Es ist Cristiano Ronaldo, der sich nach seinem Elfmetertor sein Trikotleiberl von Real Madrid über den Kopf zieht. Muskeln kommen darunter zum Vorschein. Ronaldo zeigt, wer hier das Sagen hat. Trotz seiner schwachen Performance im Finalspiel, ist er der König, nämlich Torschützenkönig der UEFA Champions League.

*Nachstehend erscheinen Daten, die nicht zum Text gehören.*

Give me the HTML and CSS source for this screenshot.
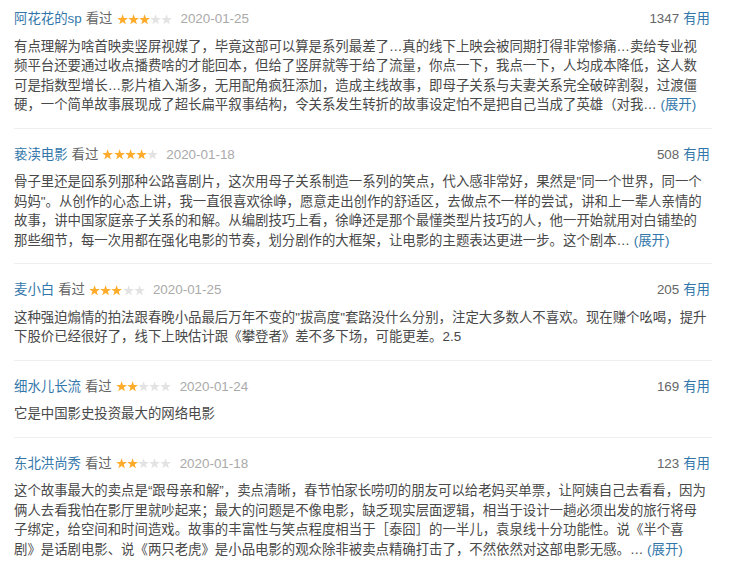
FILE: index.html
```html
<!DOCTYPE html>
<html lang="zh-CN">
<head>
<meta charset="utf-8">
<title>短评</title>
<link rel="stylesheet" href="styles.css">
</head>
<body>
<svg class="defs" width="0" height="0" aria-hidden="true">
  <symbol id="star" viewBox="0 0 11 11">
    <polygon points="5.5,0.2 6.85,3.94 10.83,4.07 7.69,6.51 8.79,10.33 5.5,8.1 2.21,10.33 3.31,6.51 0.17,4.07 4.15,3.94"/>
  </symbol>
</svg>
<div class="comments">
  <div class="comment">
    <div class="head">
      <div class="meta">
        <a class="user">阿花花的sp</a>
        <span class="seen">看过</span>
        <span class="rating">
          <svg class="on"><use href="#star"/></svg><svg class="on"><use href="#star"/></svg><svg class="on"><use href="#star"/></svg><svg class="off"><use href="#star"/></svg><svg class="off"><use href="#star"/></svg>
        </span>
        <span class="date">2020-01-25</span>
      </div>
      <div class="votes"><span class="count">1347</span><a class="useful">有用</a></div>
    </div>
    <p class="text">有点理解为啥首映卖竖屏视媒了，毕竟这部可以算是系列最差了…真的线下上映会被同期打得非常惨痛…卖给专业视<br>频平台还要通过收点播费啥的才能回本，但给了竖屏就等于给了流量，你点一下，我点一下，人均成本降低，这人数<br>可是指数型增长…影片植入渐多，无用配角疯狂添加，造成主线故事，即母子关系与夫妻关系完全破碎割裂，过渡僵<br>硬，一个简单故事展现成了超长扁平叙事结构，令关系发生转折的故事设定怕不是把自己当成了英雄（对我… <a class="more">(展开)</a></p>
  </div>

  <div class="comment">
    <div class="head">
      <div class="meta">
        <a class="user">亵渎电影</a>
        <span class="seen">看过</span>
        <span class="rating">
          <svg class="on"><use href="#star"/></svg><svg class="on"><use href="#star"/></svg><svg class="on"><use href="#star"/></svg><svg class="on"><use href="#star"/></svg><svg class="off"><use href="#star"/></svg>
        </span>
        <span class="date">2020-01-18</span>
      </div>
      <div class="votes"><span class="count">508</span><a class="useful">有用</a></div>
    </div>
    <p class="text">骨子里还是囧系列那种公路喜剧片，这次用母子关系制造一系列的笑点，代入感非常好，果然是"同一个世界，同一个<br>妈妈"。从创作的心态上讲，我一直很喜欢徐峥，愿意走出创作的舒适区，去做点不一样的尝试，讲和上一辈人亲情的<br>故事，讲中国家庭亲子关系的和解。从编剧技巧上看，徐峥还是那个最懂类型片技巧的人，他一开始就用对白铺垫的<br>那些细节，每一次用都在强化电影的节奏，划分剧作的大框架，让电影的主题表达更进一步。这个剧本… <a class="more">(展开)</a></p>
  </div>

  <div class="comment">
    <div class="head">
      <div class="meta">
        <a class="user">麦小白</a>
        <span class="seen">看过</span>
        <span class="rating">
          <svg class="on"><use href="#star"/></svg><svg class="on"><use href="#star"/></svg><svg class="on"><use href="#star"/></svg><svg class="off"><use href="#star"/></svg><svg class="off"><use href="#star"/></svg>
        </span>
        <span class="date">2020-01-25</span>
      </div>
      <div class="votes"><span class="count">205</span><a class="useful">有用</a></div>
    </div>
    <p class="text">这种强迫煽情的拍法跟春晚小品最后万年不变的"拔高度"套路没什么分别，注定大多数人不喜欢。现在赚个吆喝，提升<br>下股价已经很好了，线下上映估计跟《攀登者》差不多下场，可能更差。2.5</p>
  </div>

  <div class="comment">
    <div class="head">
      <div class="meta">
        <a class="user">细水儿长流</a>
        <span class="seen">看过</span>
        <span class="rating">
          <svg class="on"><use href="#star"/></svg><svg class="on"><use href="#star"/></svg><svg class="off"><use href="#star"/></svg><svg class="off"><use href="#star"/></svg><svg class="off"><use href="#star"/></svg>
        </span>
        <span class="date">2020-01-24</span>
      </div>
      <div class="votes"><span class="count">169</span><a class="useful">有用</a></div>
    </div>
    <p class="text">它是中国影史投资最大的网络电影</p>
  </div>

  <div class="comment">
    <div class="head">
      <div class="meta">
        <a class="user">东北洪尚秀</a>
        <span class="seen">看过</span>
        <span class="rating">
          <svg class="on"><use href="#star"/></svg><svg class="on"><use href="#star"/></svg><svg class="off"><use href="#star"/></svg><svg class="off"><use href="#star"/></svg><svg class="off"><use href="#star"/></svg>
        </span>
        <span class="date">2020-01-18</span>
      </div>
      <div class="votes"><span class="count">123</span><a class="useful">有用</a></div>
    </div>
    <p class="text">这个故事最大的卖点是“跟母亲和解”，卖点清晰，春节怕家长唠叨的朋友可以给老妈买单票，让阿姨自己去看看，因为<br>俩人去看我怕在影厅里就吵起来；最大的问题是不像电影，缺乏现实层面逻辑，相当于设计一趟必须出发的旅行将母<br>子绑定，给空间和时间造戏。故事的丰富性与笑点程度相当于［泰囧］的一半儿，袁泉线十分功能性。说《半个喜<br>剧》是话剧电影、说《两只老虎》是小品电影的观众除非被卖点精确打击了，不然依然对这部电影无感。… <a class="more">(展开)</a></p>
  </div>
</div>
</body>
</html>
```

FILE: styles.css
```css
html, body {
  margin: 0;
  padding: 0;
  background: #ffffff;
}

body {
  font-family: "Liberation Sans", "Noto Sans CJK SC", sans-serif;
  font-size: 13.4px;
  color: #494949;
}

.defs {
  position: absolute;
  width: 0;
  height: 0;
  overflow: hidden;
}

.comments {
  width: 698px;
  padding-left: 14px;
}

.comment {
  padding: 16px 0 13px;
  border-bottom: 1px solid #efefef;
}

.comment:first-child {
  padding-top: 9px;
}

.head {
  display: flex;
  justify-content: space-between;
  align-items: center;
  height: 20px;
  line-height: 20px;
}

.meta {
  display: flex;
  align-items: center;
}

.user {
  color: #3377aa;
  margin-right: 4px;
}

.seen {
  color: #666666;
  margin-right: 4px;
}

.rating {
  display: flex;
  align-items: center;
  margin-right: 8px;
}

.rating svg {
  width: 11.2px;
  height: 11px;
  display: block;
}

.rating .on {
  fill: #ffac2d;
}

.rating .off {
  fill: #e3e3e3;
}

.date {
  color: #aaaaaa;
}

.votes {
  display: flex;
  align-items: center;
  padding-right: 2px;
}

.count {
  color: #666666;
  margin-right: 4px;
}

.useful {
  color: #3377aa;
}

.text {
  margin: 7.5px 0 0;
  line-height: 19.5px;
  white-space: nowrap;
}

.more {
  color: #3377aa;
}
```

Goldener Sixpack. Ronaldo zeigt der Welt, wie ein „richtiger Mann“ auszusehen hat. Er repräsentiert, dass Männer mit breiten Schultern, Sixpack, Bizeps und Trizeps viel Geld machen und Erfolg haben können. Seine Botschaft: Seht her, dieser Körper ist Gold wert. Wenn ihr Männer da draußen nur wollt, könnt ihr so sein wie ich. Moritz Ablinger, Redakteur beim Fußballmagazin Ballesterer, ist überzeugt, dass sich der Fußballer David Beckham bereits um die Jahrtausendwende mit seinem sehr gepflegten und präsenten Körper extrem gut vermarktet hat. „Beckham wurde zum prägenden Fußballstar seiner Zeit und das, obwohl er kein großer Fußballer war.“ Ab diesem Zeitpunkt rückte ein durchtrainierter, modellierter Körper für Fußballspieler immer mehr ins Zentrum. Rosa Diketmüller, Professorin am Institut für Sportwissenschaften an der Uni Wien, beobachtet diese Entwicklung: „Es reicht nicht mehr, nur gut Fußball zu spielen, auch der Körper muss perfekt passen.“ Wer nicht gesund oder sportlich genug aussieht, dem hilft auch oft das Können nicht weiter.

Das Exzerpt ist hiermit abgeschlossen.